I have been watching the videos of this year's Assembly 2012 (http://archive.assembly.org/2012), surprisingly the majority of the games created in the game development competition track, have been done in C# with Unity or XNA.


August 11, 2012
Walter Bright:

>> As for the remaining handwritten part, it follows the JPL strict C coding
>> standard, which is an extension of MISRA C, with so many restrictions that
>> it kind of turns C into a Pascal like language.
>
> I read that document, and it isn't that strict. In fact, I thought a lot of it was just common sense, like not having a #if in one file and the matching #endif in another.

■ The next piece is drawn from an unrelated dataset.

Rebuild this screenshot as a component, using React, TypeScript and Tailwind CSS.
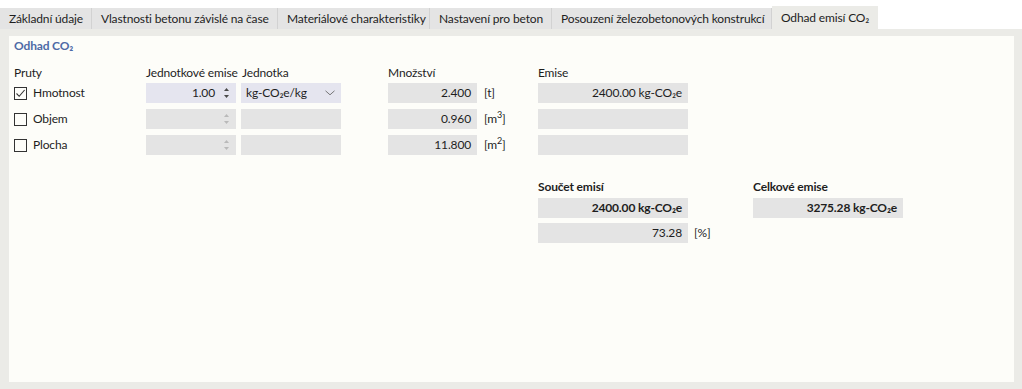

In MISRA C you can't use unbounded loops (unless they are infinite loops like the global loop in the main), any kind of recursion, you can't allocate heap memory, there are some restrictions in pointer and union usage, the compiler must be able to statically know what is the function you are calling through its pointer, you can't use goto, setjmp, and so on and on. It's that strict.